DATA:
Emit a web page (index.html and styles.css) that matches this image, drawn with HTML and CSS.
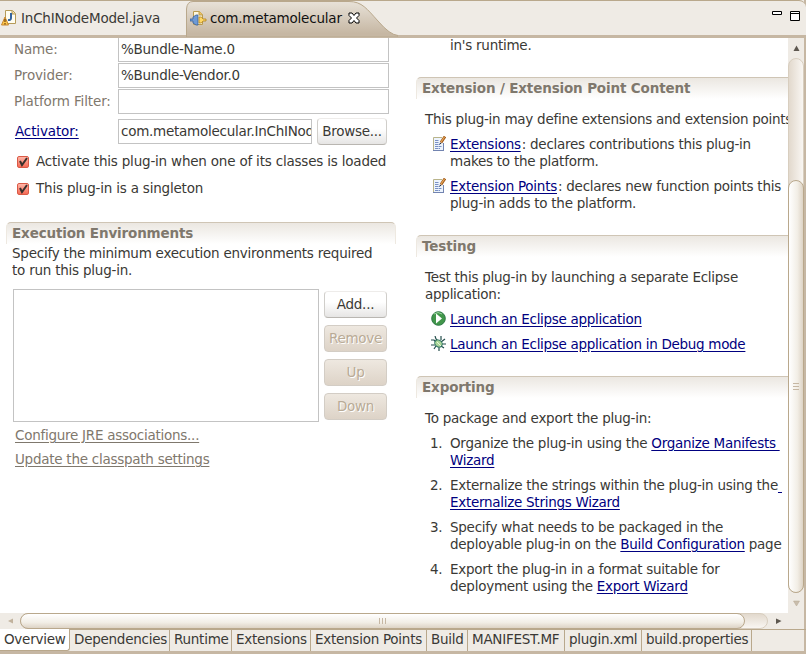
FILE: index.html
```html
<!DOCTYPE html>
<html lang="en">
<head>
<meta charset="utf-8">
<title>Plug-in Manifest Editor</title>
<link rel="stylesheet" href="styles.css">
</head>
<body>
<svg class="defs" width="0" height="0">
  <symbol id="edit" viewBox="0 0 13 15">
    <path d="M.5 1.5h8.500M.5 1.500V14" stroke="#b9b48b" fill="none"/>
    <path d="M1 2h9v12H1z" fill="#edf4fd"/>
    <path d="M0 14.500h11M10.500 7v7" stroke="#7284b0" fill="none"/>
    <path d="M2 4.500h4M2 6.500h4M2 8.500h5M2 10.500h7M2 12.500h5" stroke="#7890c4" stroke-dasharray="3 .5"/>
    <path d="M8 6.500l4-6" stroke="#a35c18" stroke-width="2.800"/>
    <path d="M8 6l3.500-5" stroke="#e8a75d" stroke-width="1.200"/>
    <path d="M6.500 8.500l.5-2 1.500 1z" fill="#222"/>
  </symbol>
</svg>
<div class="editor">
  <header class="tabs">
    <div class="tab java">
      <svg width="17" height="18" viewBox="0 0 17 18"><path d="M4.500 1.500h7l3 3v10h-10z" fill="#fffdf0" stroke="#b59a58"/><path d="M11 2v3h3" fill="#ecd48a" stroke="#b59a58"/><path d="M10 4v5q0 2.500-3 2" fill="none" stroke="#34649f" stroke-width="2"/><path d="M4 8l3.500 8H.5z" fill="#ffc84b" stroke="#c7862c"/><path d="M4 10v3m0 1v1.500" stroke="#6b3d08" stroke-width="1.200"/></svg>
      <span class="t-java">InChINodeModel.java</span>
    </div>
    <div class="tab active">
      <svg class="shape" width="212" height="36" viewBox="0 0 212 36"><defs><linearGradient id="g" x2="0" y2="1"><stop offset="0" stop-color="#e8e2d8"/><stop offset=".9" stop-color="#c6b7a3"/></linearGradient></defs><path d="M.5 36V8Q1 .5 7 .5H163C176 .5 181 8 192 20Q204 34 212 34.500V36z" fill="url(#g)" stroke="#b9a88c"/></svg>
      <svg width="17" height="17" viewBox="0 0 17 17"><path d="M3.500 1.500h6l3 3v10h-9z" fill="#fff8df" stroke="#b89b50"/><path d="M9 1v4h4" fill="#edc361" stroke="#b89b50"/><path d="M0 9h3V7l3-2h2v10H6l-3-2v-2H0z" fill="#6e9ad5" stroke="#37609b" stroke-width=".8"/><path d="M9 7h2.500l1.500 2h3v2h-3l-1.500 2H9z" fill="#ffd766" stroke="#af801d" stroke-width=".8"/></svg>
      <span class="t-com">com.metamolecular</span>
      <svg class="close" width="12" height="12" viewBox="0 0 12 12"><path d="M1 1h3l2 2.500L8 1h3v2.500L8.500 6 11 8.500V11H8L6 8.500 4 11H1V8.500L3.500 6 1 3.500z" fill="#fff" stroke="#000"/></svg>
    </div>
    <svg class="winbtns" width="29" height="11" viewBox="0 0 29 11"><path d="M.5.500h9v3h-9zM18.500.500h9v9h-9zM18.500 2.500h9" fill="#fff" stroke="#000"/></svg>
  </header>
  <div class="middle">
    <main class="form">
      <div class="left">
        <div class="field name"><label>Name:</label><div class="input"><span>%Bundle-Name.0</span></div></div>
        <div class="field"><label>Provider:</label><div class="input"><span>%Bundle-Vendor.0</span></div></div>
        <div class="field"><label>Platform Filter:</label><div class="input"></div></div>
        <div class="field activator"><label><a>Activator:</a></label><div class="input"><span>com.metamolecular.InChINod</span></div><button class="browse">Browse...</button></div>
        <div class="check"><i><svg width="12" height="12" viewBox="0 0 12 12"><path d="M3 5l2 4 5-7" fill="none" stroke="#39302c" stroke-width="2"/></svg></i>Activate this plug-in when one of its classes is loaded</div>
        <div class="check second"><i><svg width="12" height="12" viewBox="0 0 12 12"><path d="M3 5l2 4 5-7" fill="none" stroke="#39302c" stroke-width="2"/></svg></i>This plug-in is a singleton</div>
        <section>
          <h2>Execution Environments</h2>
          <p class="spec">Specify the minimum execution environments required<br>to run this plug-in.</p>
          <div class="envs"><div class="list"></div><div class="btns"><button>Add...</button><button disabled>Remove</button><button disabled>Up</button><button disabled>Down</button></div></div>
          <p class="grey"><a>Configure JRE associations...</a></p>
          <p class="grey"><a>Update the classpath settings</a></p>
        </section>
      </div>
      <div class="right">
        <p class="runtime">in's runtime.</p>
        <section class="ext"><h2>Extension / Extension Point Content</h2>
          <p class="intro">This plug-in may define extensions and extension points</p>
          <div class="item pen"><b><svg width="13" height="15"><use href="#edit"/></svg></b><p><a>Extensions</a><span class="colon">:</span> declares contributions this plug-in<br>makes to the platform.</p></div>
          <div class="item pen"><b><svg width="13" height="15"><use href="#edit"/></svg></b><p><a>Extension Points</a><span class="colon">:</span> declares new function points this<br>plug-in adds to the platform.</p></div>
        </section>
        <section class="test"><h2>Testing</h2>
          <p class="intro">Test this plug-in by launching a separate Eclipse<br>application:</p>
          <div class="item run"><b><svg width="15" height="15" viewBox="0 0 15 15"><circle cx="7.500" cy="7.500" r="6.800" fill="#41964a" stroke="#2b7744"/><path d="M3 3q4-3 8 0" stroke="#9bd49d" fill="none"/><path d="M5 2.500v10l6-5z" fill="#fff"/></svg></b><p><a>Launch an Eclipse application</a></p></div>
          <div class="item run"><b><svg width="15" height="15" viewBox="0 0 15 15"><path d="M0 4h3l2 2M4 0l1 3 2 2M10 0v4M14 3l-4 3M15 8h-4M13 12l-3-2M8 15v-4M3 13l2-3M0 9h4" stroke="#234d4b" stroke-width="1.200" fill="none"/><ellipse cx="7.500" cy="7.500" rx="4" ry="3.300" transform="rotate(40 7.500 7.500)" fill="#a9d598" stroke="#287060"/><path d="M6 6l4 4" stroke="#e7f8d7"/></svg></b><p><a>Launch an Eclipse application in Debug mode</a></p></div>
        </section>
        <section class="export"><h2>Exporting</h2>
          <p class="intro">To package and export the plug-in:</p>
          <div class="item"><b>1.</b><p>Organize the plug-in using the <a>Organize Manifests&nbsp;<br>Wizard</a></p></div>
          <div class="item"><b>2.</b><p>Externalize the strings within the plug-in using the<a>&nbsp;<br>Externalize Strings Wizard</a></p></div>
          <div class="item"><b>3.</b><p>Specify what needs to be packaged in the<br>deployable plug-in on the <a>Build Configuration</a> page</p></div>
          <div class="item"><b>4.</b><p>Export the plug-in in a format suitable for<br>deployment using the <a>Export Wizard</a></p></div>
        </section>
      </div>
    </main>
    <div class="vbar"><svg width="15" height="20" viewBox="0 0 15 20"><path d="M5.500 13h6l-3-5.500z" fill="#5d574f"/></svg><div class="vtrack"><div class="vthumb"><i></i><i></i><i></i></div></div><svg width="15" height="20" viewBox="0 0 15 20"><path d="M5.500 8h6l-3 5z" fill="#c9bdac" stroke="#b6a993" stroke-width=".5"/></svg></div>
  </div>
  <div class="hbar"><svg width="20" height="16" viewBox="0 0 20 16"><path d="M13 5.500v5L8 8z" fill="#c1b29d"/></svg><div class="htrack"><div class="hthumb"><i></i><i></i><i></i></div></div><svg width="36" height="16" viewBox="0 0 36 16"><path d="M8 5.500v5.500L13.500 8z" fill="#5d574f"/></svg></div>
  <footer><span class="w1 on">Overview</span><span class="w2">Dependencies</span><span class="w3">Runtime</span><span class="w4">Extensions</span><span class="w5">Extension Points</span><span class="w6">Build</span><span class="w7">MANIFEST.MF</span><span class="w8">plugin.xml</span><span class="w9">build.properties</span></footer>
</div>
</body>
</html>
```
FILE: styles.css
```css
* { box-sizing: border-box; }
body { margin: 0; width: 806px; height: 654px; overflow: hidden; font: 13.5px/17px "DejaVu Sans", sans-serif; letter-spacing: -.26px; color: #3a3935; background: #efebe5; }
p, h2 { margin: 0; white-space: nowrap; }
a { color: #000080; text-decoration: underline; text-underline-offset: 2px; }
svg { display: block; flex: none; }
.defs { position: absolute; }
.editor { width: 806px; height: 654px; display: flex; flex-direction: column; border-right: 2px solid #c6b7a3; }
.tabs { height: 38px; flex: none; display: flex; border-top: 1px solid #b9a88c; border-bottom: 3px solid #c6b7a3; background: #efebe5; margin-right: -2px; border-top-right-radius: 7px; }
.tab { display: flex; align-items: center; height: 34px; position: relative; white-space: nowrap; }
.java { width: 186px; gap: 3px; padding-left: 1px; }
.active { width: 212px; padding-left: 4px; gap: 3px; color: #111; }
.active > * { position: relative; }
.active .shape { position: absolute; left: 0; top: 0; }
.t-java, .t-com { letter-spacing: -.2px; }
.close { margin-left: 3px; }
.winbtns { margin: 10px 5px 0 auto; }
.middle { height: 575px; flex: none; display: flex; }
.form { width: 788px; height: 575px; background: #fff; overflow: hidden; display: flex; }
.left { width: 416px; flex: none; padding-left: 6px; }
.right { width: 372px; flex: none; }
.field { display: flex; height: 26px; align-items: center; width: 384px; padding-left: 8px; color: #7f786d; }
.field label { width: 104px; flex: none; white-space: nowrap; letter-spacing: -.14px; }
.input { width: 271px; height: 25px; border: 1px solid #c3c3c3; background: #fff; color: #3a3935; padding: 3px 2px; overflow: hidden; white-space: nowrap; flex: none; }
.name { margin-top: -2px; }
.activator { margin-top: 4px; padding-left: 9px; }
.activator label { width: 103px; }
.activator .input { width: 194px; }
button { font: inherit; letter-spacing: inherit; color: #3a3935; padding: 0; height: 27px; border: 1px solid #d0ceca; border-top-color: #eeecea; border-bottom-color: #b9b6b1; border-radius: 4px; background: linear-gradient(#fff 40%, #e6e5e4); }
.browse { width: 70px; margin-left: 5px; }
.check { display: flex; align-items: center; height: 17px; margin-top: 9px; padding-left: 11px; gap: 7px; white-space: nowrap; letter-spacing: -.2px; }
.check.second { margin-top: 10px; }
.check i { width: 12px; height: 12px; border: 1px solid #da5a46; border-radius: 2px; background: linear-gradient(#ffb5a7, #f56b56); }
.check i svg { margin: -1px; }
section { position: relative; }
h2 { height: 22px; padding: 2px 5px; font: bold 13.5px/17px "DejaVu Sans", sans-serif; letter-spacing: -.15px; color: #7f786d; border-top: 1px solid #cfc5b5; border-left: 1px solid #eee9e1; border-radius: 5px 0 0; background: linear-gradient(#ebe7e1, #fff); }
.left section { margin-top: 25px; width: 390px; }
.left h2 { border-right: 1px solid #eee9e1; border-radius: 5px 5px 0 0; }
.spec { padding-left: 6px; margin-top: 1px; letter-spacing: -.23px; }
.envs { display: flex; margin: 10px 0 5px 7px; gap: 5px; }
.list { width: 306px; height: 133px; border: 1px solid #c3c3c3; }
.btns { display: flex; flex-direction: column; gap: 7px; padding-top: 2px; }
.btns button { width: 63px; }
button:disabled { color: #b9ab96; text-shadow: 1px 1px #fff; background: linear-gradient(#eee8e0, #ddd3c7); border: 1px solid #d3cdc5; }
.grey { padding-left: 9px; height: 24px; }
.grey a { color: #7f786d; }
.runtime { padding-left: 34px; margin-top: -1px; height: 17px; }
.ext, .test, .export { margin-top: 23px; }
.intro { padding-left: 9px; margin-top: 12px; }
.item { display: flex; margin-top: 8px; }
.item b { font-weight: normal; width: 34px; padding-left: 14px; flex: none; }
.item.pen b { padding-left: 17px; }
.item.run b { padding-left: 15px; }
.item.run a { letter-spacing: -.3px; }
.export .item a { letter-spacing: -.28px; }
.colon { margin-left: 1px; }
.vbar { width: 16px; background: #efebe5; }
.vtrack { height: 535px; width: 16px; padding-top: 121px; border: 1px solid #d8cebf; border-radius: 8px; background: linear-gradient(90deg, #e2d9cd, #f9f6f2); }
.vthumb { margin-left: -1px; width: 16px; height: 413px; border: 1px solid #b9a88c; border-radius: 8px; background: linear-gradient(90deg, #fff, #f2eee6 60%, #ddd3c5); display: flex; flex-direction: column; align-items: center; justify-content: center; gap: 2px; }
.vthumb i { width: 6px; height: 1px; background: #c6b7a3; }
.hbar { display: flex; height: 16px; flex: none; }
.htrack { width: 748px; border: 1px solid #d8cebf; border-radius: 8px; background: linear-gradient(#e2d9cd, #f9f6f2); }
.hthumb { margin: -1px; width: 725px; height: 16px; border: 1px solid #b9a88c; border-radius: 8px; background: linear-gradient(#fff, #f2eee6 60%, #ddd3c5); display: flex; align-items: center; justify-content: center; gap: 2px; }
.hthumb i { width: 1px; height: 6px; background: #c6b7a3; }
footer { display: flex; height: 25px; flex: none; border-top: 1px solid #b9a88c; border-bottom: 3px solid #c6b7a3; margin-right: -2px; }
footer span { border-right: 1px solid #b9a88c; padding: 1px 0 0 4px; white-space: nowrap; }
.on { background: #fff; margin-top: -1px; padding-top: 2px; border-bottom: 1px solid #b9a88c; border-bottom-right-radius: 3px; }
.w1 { width: 70px; } .w2 { width: 100px; } .w3 { width: 62px; } .w4 { width: 79px; } .w5 { width: 116px; } .w6 { width: 41px; } .w7 { width: 97px; } .w8 { width: 77px; } .w9 { width: 110px; }
```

WHAT THIS TASK INVOLVES:
Write out every line of the preceding listing that contains "styles".

SOLUTION FOR THIS PROBLEM:
Emit a web page (index.html and styles.css) that matches this image, drawn with HTML and CSS.
<link rel="stylesheet" href="styles.css">
FILE: styles.css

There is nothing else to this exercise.